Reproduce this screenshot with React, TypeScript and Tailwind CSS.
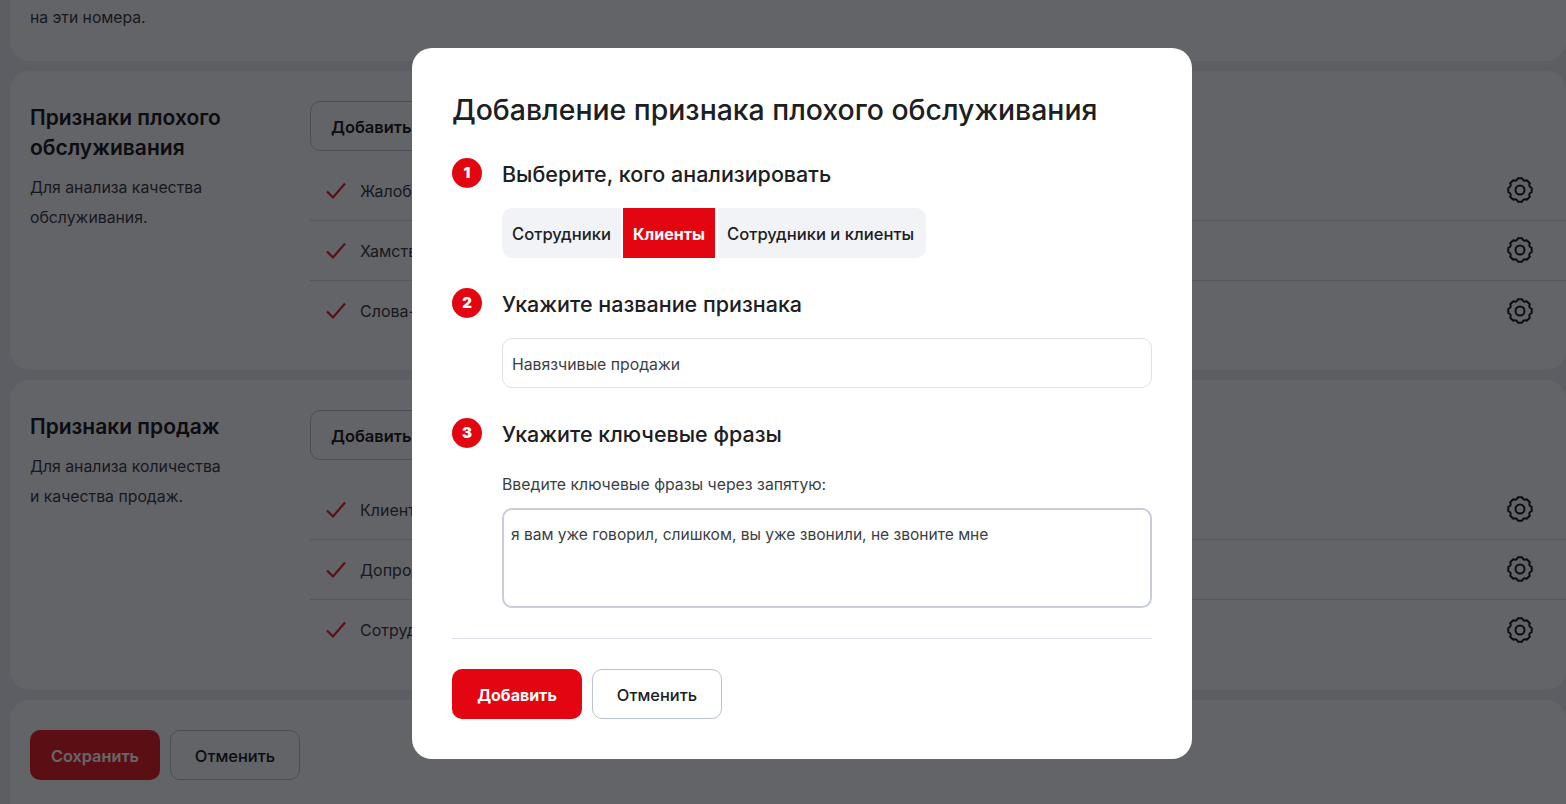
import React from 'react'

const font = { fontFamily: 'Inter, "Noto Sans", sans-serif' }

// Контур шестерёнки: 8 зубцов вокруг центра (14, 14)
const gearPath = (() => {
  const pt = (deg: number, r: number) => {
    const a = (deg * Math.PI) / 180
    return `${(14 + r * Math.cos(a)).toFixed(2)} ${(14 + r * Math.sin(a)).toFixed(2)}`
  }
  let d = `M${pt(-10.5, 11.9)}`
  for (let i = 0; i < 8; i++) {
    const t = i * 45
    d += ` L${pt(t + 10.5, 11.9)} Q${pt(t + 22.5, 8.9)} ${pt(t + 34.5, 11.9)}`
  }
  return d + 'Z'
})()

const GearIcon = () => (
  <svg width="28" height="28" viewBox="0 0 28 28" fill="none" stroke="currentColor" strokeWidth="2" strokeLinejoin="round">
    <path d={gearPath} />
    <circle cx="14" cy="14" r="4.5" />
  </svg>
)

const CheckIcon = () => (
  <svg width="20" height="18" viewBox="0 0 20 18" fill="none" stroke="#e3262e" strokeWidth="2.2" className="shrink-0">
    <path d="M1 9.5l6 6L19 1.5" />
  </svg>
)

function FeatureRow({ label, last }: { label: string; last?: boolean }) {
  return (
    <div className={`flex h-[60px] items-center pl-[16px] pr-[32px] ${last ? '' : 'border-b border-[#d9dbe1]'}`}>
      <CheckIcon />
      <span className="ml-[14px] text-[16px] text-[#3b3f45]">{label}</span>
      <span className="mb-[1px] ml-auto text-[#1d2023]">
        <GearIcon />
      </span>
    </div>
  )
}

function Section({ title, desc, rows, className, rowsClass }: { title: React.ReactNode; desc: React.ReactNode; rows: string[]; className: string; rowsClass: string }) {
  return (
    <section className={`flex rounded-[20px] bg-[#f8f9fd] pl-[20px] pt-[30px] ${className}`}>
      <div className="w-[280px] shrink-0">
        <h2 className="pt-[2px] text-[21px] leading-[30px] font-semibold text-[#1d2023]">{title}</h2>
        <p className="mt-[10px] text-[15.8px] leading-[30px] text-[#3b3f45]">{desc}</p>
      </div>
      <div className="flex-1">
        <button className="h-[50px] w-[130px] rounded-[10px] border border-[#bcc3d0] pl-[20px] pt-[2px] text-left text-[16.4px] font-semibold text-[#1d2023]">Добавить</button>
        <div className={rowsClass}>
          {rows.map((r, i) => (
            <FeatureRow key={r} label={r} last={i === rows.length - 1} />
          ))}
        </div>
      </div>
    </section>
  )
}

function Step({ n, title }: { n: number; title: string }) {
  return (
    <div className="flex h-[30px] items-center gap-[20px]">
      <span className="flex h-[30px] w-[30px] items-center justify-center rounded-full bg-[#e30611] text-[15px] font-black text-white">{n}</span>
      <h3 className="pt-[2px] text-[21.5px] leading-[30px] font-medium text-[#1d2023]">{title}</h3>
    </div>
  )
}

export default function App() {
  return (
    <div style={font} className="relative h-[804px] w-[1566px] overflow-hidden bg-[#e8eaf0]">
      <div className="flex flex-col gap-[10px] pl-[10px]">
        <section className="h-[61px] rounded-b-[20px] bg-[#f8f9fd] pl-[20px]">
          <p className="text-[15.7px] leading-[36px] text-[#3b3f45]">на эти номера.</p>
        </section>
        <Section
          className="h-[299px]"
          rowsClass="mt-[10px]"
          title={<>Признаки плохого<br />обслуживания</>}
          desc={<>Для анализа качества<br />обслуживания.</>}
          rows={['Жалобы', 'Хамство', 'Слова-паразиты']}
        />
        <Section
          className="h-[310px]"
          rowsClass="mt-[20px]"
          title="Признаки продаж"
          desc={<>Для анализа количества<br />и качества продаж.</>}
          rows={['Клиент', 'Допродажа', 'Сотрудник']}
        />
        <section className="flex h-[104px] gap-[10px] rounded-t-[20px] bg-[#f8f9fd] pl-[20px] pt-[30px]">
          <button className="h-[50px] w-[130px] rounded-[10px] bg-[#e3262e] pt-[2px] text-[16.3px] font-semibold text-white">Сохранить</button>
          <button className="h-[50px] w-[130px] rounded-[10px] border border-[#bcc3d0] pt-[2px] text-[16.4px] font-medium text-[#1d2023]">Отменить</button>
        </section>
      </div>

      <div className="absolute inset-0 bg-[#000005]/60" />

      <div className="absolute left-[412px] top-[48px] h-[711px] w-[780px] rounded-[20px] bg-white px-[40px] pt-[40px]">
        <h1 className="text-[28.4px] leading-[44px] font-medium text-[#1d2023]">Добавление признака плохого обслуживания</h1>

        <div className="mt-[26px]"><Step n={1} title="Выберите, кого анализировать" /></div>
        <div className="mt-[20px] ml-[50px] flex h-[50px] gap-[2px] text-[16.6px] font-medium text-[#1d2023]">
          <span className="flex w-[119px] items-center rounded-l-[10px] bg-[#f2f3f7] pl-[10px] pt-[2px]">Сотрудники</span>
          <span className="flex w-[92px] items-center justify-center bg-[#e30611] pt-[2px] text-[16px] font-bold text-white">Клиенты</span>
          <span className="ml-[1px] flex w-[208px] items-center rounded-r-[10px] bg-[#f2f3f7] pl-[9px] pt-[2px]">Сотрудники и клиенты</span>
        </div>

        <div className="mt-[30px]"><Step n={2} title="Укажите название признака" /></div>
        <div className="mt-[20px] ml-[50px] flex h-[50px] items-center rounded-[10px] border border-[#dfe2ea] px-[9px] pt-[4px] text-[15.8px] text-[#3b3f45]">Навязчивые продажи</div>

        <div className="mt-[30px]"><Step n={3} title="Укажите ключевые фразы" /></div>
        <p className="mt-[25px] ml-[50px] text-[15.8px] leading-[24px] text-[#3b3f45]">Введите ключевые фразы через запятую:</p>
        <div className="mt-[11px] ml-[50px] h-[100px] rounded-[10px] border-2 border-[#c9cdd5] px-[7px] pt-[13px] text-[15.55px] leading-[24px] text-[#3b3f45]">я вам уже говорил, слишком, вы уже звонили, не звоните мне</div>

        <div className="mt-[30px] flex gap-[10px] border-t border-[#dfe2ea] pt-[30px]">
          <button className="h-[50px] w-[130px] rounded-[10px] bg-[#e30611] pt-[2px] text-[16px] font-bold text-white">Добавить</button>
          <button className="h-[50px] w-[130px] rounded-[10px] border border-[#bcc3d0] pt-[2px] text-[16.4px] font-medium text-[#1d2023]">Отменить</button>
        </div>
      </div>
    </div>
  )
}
========
* SET EXERCISE *
Quote the data above in full, leaving out the pictures it holds.

* RESULT OF THE EXERCISE *
Reproduce this screenshot with React, TypeScript and Tailwind CSS.
import React from 'react'

const font = { fontFamily: 'Inter, "Noto Sans", sans-serif' }

// Контур шестерёнки: 8 зубцов вокруг центра (14, 14)
const gearPath = (() => {
  const pt = (deg: number, r: number) => {
    const a = (deg * Math.PI) / 180
    return `${(14 + r * Math.cos(a)).toFixed(2)} ${(14 + r * Math.sin(a)).toFixed(2)}`
  }
  let d = `M${pt(-10.5, 11.9)}`
  for (let i = 0; i < 8; i++) {
    const t = i * 45
    d += ` L${pt(t + 10.5, 11.9)} Q${pt(t + 22.5, 8.9)} ${pt(t + 34.5, 11.9)}`
  }
  return d + 'Z'
})()

const GearIcon = () => (
  <svg width="28" height="28" viewBox="0 0 28 28" fill="none" stroke="currentColor" strokeWidth="2" strokeLinejoin="round">
    <path d={gearPath} />
    <circle cx="14" cy="14" r="4.5" />
  </svg>
)

const CheckIcon = () => (
  <svg width="20" height="18" viewBox="0 0 20 18" fill="none" stroke="#e3262e" strokeWidth="2.2" className="shrink-0">
    <path d="M1 9.5l6 6L19 1.5" />
  </svg>
)

function FeatureRow({ label, last }: { label: string; last?: boolean }) {
  return (
    <div className={`flex h-[60px] items-center pl-[16px] pr-[32px] ${last ? '' : 'border-b border-[#d9dbe1]'}`}>
      <CheckIcon />
      <span className="ml-[14px] text-[16px] text-[#3b3f45]">{label}</span>
      <span className="mb-[1px] ml-auto text-[#1d2023]">
        <GearIcon />
      </span>
    </div>
  )
}

function Section({ title, desc, rows, className, rowsClass }: { title: React.ReactNode; desc: React.ReactNode; rows: string[]; className: string; rowsClass: string }) {
  return (
    <section className={`flex rounded-[20px] bg-[#f8f9fd] pl-[20px] pt-[30px] ${className}`}>
      <div className="w-[280px] shrink-0">
        <h2 className="pt-[2px] text-[21px] leading-[30px] font-semibold text-[#1d2023]">{title}</h2>
        <p className="mt-[10px] text-[15.8px] leading-[30px] text-[#3b3f45]">{desc}</p>
      </div>
      <div className="flex-1">
        <button className="h-[50px] w-[130px] rounded-[10px] border border-[#bcc3d0] pl-[20px] pt-[2px] text-left text-[16.4px] font-semibold text-[#1d2023]">Добавить</button>
        <div className={rowsClass}>
          {rows.map((r, i) => (
            <FeatureRow key={r} label={r} last={i === rows.length - 1} />
          ))}
        </div>
      </div>
    </section>
  )
}

function Step({ n, title }: { n: number; title: string }) {
  return (
    <div className="flex h-[30px] items-center gap-[20px]">
      <span className="flex h-[30px] w-[30px] items-center justify-center rounded-full bg-[#e30611] text-[15px] font-black text-white">{n}</span>
      <h3 className="pt-[2px] text-[21.5px] leading-[30px] font-medium text-[#1d2023]">{title}</h3>
    </div>
  )
}

export default function App() {
  return (
    <div style={font} className="relative h-[804px] w-[1566px] overflow-hidden bg-[#e8eaf0]">
      <div className="flex flex-col gap-[10px] pl-[10px]">
        <section className="h-[61px] rounded-b-[20px] bg-[#f8f9fd] pl-[20px]">
          <p className="text-[15.7px] leading-[36px] text-[#3b3f45]">на эти номера.</p>
        </section>
        <Section
          className="h-[299px]"
          rowsClass="mt-[10px]"
          title={<>Признаки плохого<br />обслуживания</>}
          desc={<>Для анализа качества<br />обслуживания.</>}
          rows={['Жалобы', 'Хамство', 'Слова-паразиты']}
        />
        <Section
          className="h-[310px]"
          rowsClass="mt-[20px]"
          title="Признаки продаж"
          desc={<>Для анализа количества<br />и качества продаж.</>}
          rows={['Клиент', 'Допродажа', 'Сотрудник']}
        />
        <section className="flex h-[104px] gap-[10px] rounded-t-[20px] bg-[#f8f9fd] pl-[20px] pt-[30px]">
          <button className="h-[50px] w-[130px] rounded-[10px] bg-[#e3262e] pt-[2px] text-[16.3px] font-semibold text-white">Сохранить</button>
          <button className="h-[50px] w-[130px] rounded-[10px] border border-[#bcc3d0] pt-[2px] text-[16.4px] font-medium text-[#1d2023]">Отменить</button>
        </section>
      </div>

      <div className="absolute inset-0 bg-[#000005]/60" />

      <div className="absolute left-[412px] top-[48px] h-[711px] w-[780px] rounded-[20px] bg-white px-[40px] pt-[40px]">
        <h1 className="text-[28.4px] leading-[44px] font-medium text-[#1d2023]">Добавление признака плохого обслуживания</h1>

        <div className="mt-[26px]"><Step n={1} title="Выберите, кого анализировать" /></div>
        <div className="mt-[20px] ml-[50px] flex h-[50px] gap-[2px] text-[16.6px] font-medium text-[#1d2023]">
          <span className="flex w-[119px] items-center rounded-l-[10px] bg-[#f2f3f7] pl-[10px] pt-[2px]">Сотрудники</span>
          <span className="flex w-[92px] items-center justify-center bg-[#e30611] pt-[2px] text-[16px] font-bold text-white">Клиенты</span>
          <span className="ml-[1px] flex w-[208px] items-center rounded-r-[10px] bg-[#f2f3f7] pl-[9px] pt-[2px]">Сотрудники и клиенты</span>
        </div>

        <div className="mt-[30px]"><Step n={2} title="Укажите название признака" /></div>
        <div className="mt-[20px] ml-[50px] flex h-[50px] items-center rounded-[10px] border border-[#dfe2ea] px-[9px] pt-[4px] text-[15.8px] text-[#3b3f45]">Навязчивые продажи</div>

        <div className="mt-[30px]"><Step n={3} title="Укажите ключевые фразы" /></div>
        <p className="mt-[25px] ml-[50px] text-[15.8px] leading-[24px] text-[#3b3f45]">Введите ключевые фразы через запятую:</p>
        <div className="mt-[11px] ml-[50px] h-[100px] rounded-[10px] border-2 border-[#c9cdd5] px-[7px] pt-[13px] text-[15.55px] leading-[24px] text-[#3b3f45]">я вам уже говорил, слишком, вы уже звонили, не звоните мне</div>

        <div className="mt-[30px] flex gap-[10px] border-t border-[#dfe2ea] pt-[30px]">
          <button className="h-[50px] w-[130px] rounded-[10px] bg-[#e30611] pt-[2px] text-[16px] font-bold text-white">Добавить</button>
          <button className="h-[50px] w-[130px] rounded-[10px] border border-[#bcc3d0] pt-[2px] text-[16.4px] font-medium text-[#1d2023]">Отменить</button>
        </div>
      </div>
    </div>
  )
}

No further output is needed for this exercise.